▶ **TASK TO COMPLETE**: List all lines of the data containing the word "styles".

▶ **GIVEN MATERIAL**:
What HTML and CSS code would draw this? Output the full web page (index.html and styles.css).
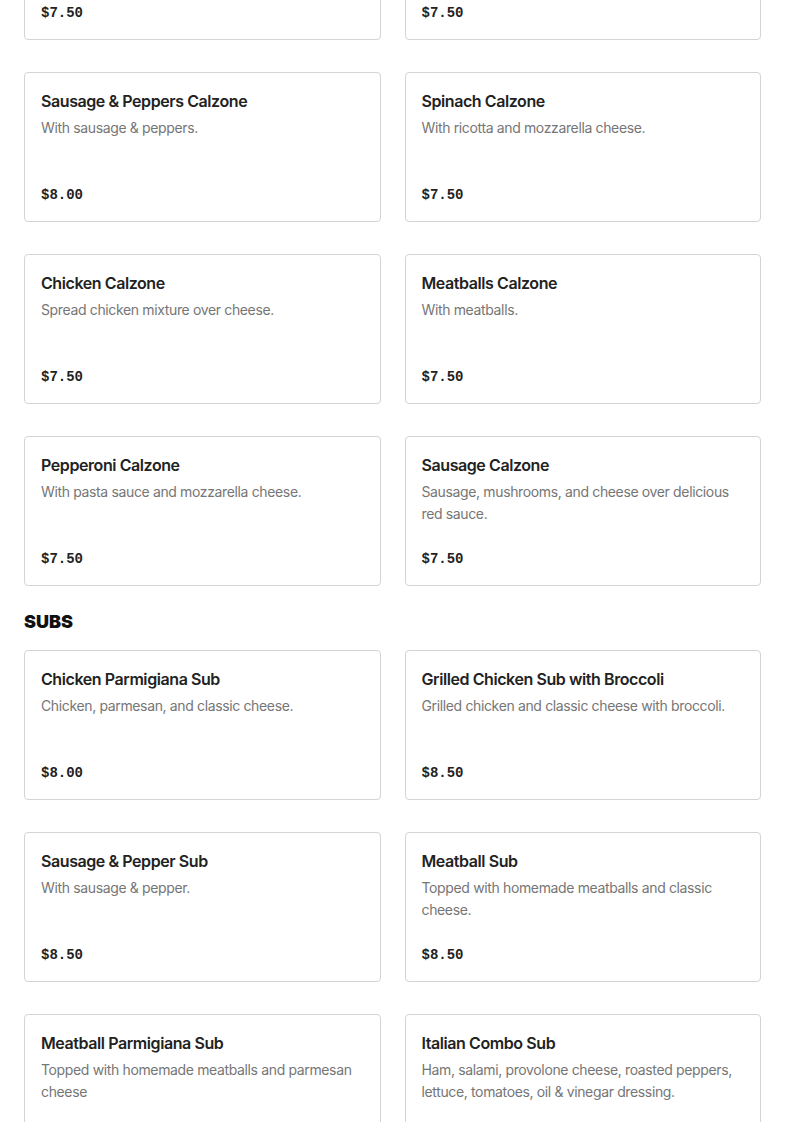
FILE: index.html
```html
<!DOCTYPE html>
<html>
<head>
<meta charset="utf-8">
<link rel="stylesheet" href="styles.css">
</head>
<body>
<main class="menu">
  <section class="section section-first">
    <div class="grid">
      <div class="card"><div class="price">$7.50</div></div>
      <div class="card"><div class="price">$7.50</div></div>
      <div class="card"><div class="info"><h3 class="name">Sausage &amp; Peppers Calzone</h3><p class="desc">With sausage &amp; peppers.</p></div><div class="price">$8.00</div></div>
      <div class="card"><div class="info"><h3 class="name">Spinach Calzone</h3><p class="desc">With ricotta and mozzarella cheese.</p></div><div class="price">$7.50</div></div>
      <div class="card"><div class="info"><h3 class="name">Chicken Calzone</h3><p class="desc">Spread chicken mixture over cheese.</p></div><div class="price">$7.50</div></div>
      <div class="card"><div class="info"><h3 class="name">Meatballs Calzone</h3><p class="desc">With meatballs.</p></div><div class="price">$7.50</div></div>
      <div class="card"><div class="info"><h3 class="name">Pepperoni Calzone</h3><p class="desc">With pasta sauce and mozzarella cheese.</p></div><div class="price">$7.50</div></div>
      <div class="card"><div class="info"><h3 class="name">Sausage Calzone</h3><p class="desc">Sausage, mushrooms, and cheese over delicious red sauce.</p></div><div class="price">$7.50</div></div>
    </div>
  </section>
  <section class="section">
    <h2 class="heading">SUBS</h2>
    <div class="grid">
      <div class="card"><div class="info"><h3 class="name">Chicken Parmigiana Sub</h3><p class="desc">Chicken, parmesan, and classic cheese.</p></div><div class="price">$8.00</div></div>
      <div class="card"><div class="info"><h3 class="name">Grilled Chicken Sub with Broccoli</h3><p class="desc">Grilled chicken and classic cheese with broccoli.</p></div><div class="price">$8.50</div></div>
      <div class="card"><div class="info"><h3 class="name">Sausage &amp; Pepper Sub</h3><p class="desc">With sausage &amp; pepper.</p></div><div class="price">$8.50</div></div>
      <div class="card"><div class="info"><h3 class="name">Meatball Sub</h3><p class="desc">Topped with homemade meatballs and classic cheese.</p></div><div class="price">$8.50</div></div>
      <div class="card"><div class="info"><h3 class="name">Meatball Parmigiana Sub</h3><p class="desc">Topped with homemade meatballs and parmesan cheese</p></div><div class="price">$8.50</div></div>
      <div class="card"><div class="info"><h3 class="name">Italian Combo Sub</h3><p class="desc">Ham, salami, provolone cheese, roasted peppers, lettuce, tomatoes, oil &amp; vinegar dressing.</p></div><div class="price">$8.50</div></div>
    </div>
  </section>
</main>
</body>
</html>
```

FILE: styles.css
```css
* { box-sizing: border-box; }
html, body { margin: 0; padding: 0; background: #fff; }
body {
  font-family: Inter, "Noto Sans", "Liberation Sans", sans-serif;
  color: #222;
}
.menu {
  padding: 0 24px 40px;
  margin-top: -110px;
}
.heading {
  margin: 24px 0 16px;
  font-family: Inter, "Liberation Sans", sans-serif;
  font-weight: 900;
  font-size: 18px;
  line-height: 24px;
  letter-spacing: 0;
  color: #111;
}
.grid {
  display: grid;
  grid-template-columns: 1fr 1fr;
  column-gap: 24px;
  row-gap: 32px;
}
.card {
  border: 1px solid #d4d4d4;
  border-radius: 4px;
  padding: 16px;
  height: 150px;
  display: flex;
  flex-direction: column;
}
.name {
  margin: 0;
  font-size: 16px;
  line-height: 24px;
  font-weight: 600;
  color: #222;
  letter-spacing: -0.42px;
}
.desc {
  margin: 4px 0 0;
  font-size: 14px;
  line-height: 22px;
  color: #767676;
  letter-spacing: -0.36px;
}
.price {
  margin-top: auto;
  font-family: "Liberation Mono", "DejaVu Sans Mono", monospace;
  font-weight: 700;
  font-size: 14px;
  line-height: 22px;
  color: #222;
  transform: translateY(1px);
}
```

▶ **OUTPUT OF THE EXERCISE**:
What HTML and CSS code would draw this? Output the full web page (index.html and styles.css).
<link rel="stylesheet" href="styles.css">
FILE: styles.css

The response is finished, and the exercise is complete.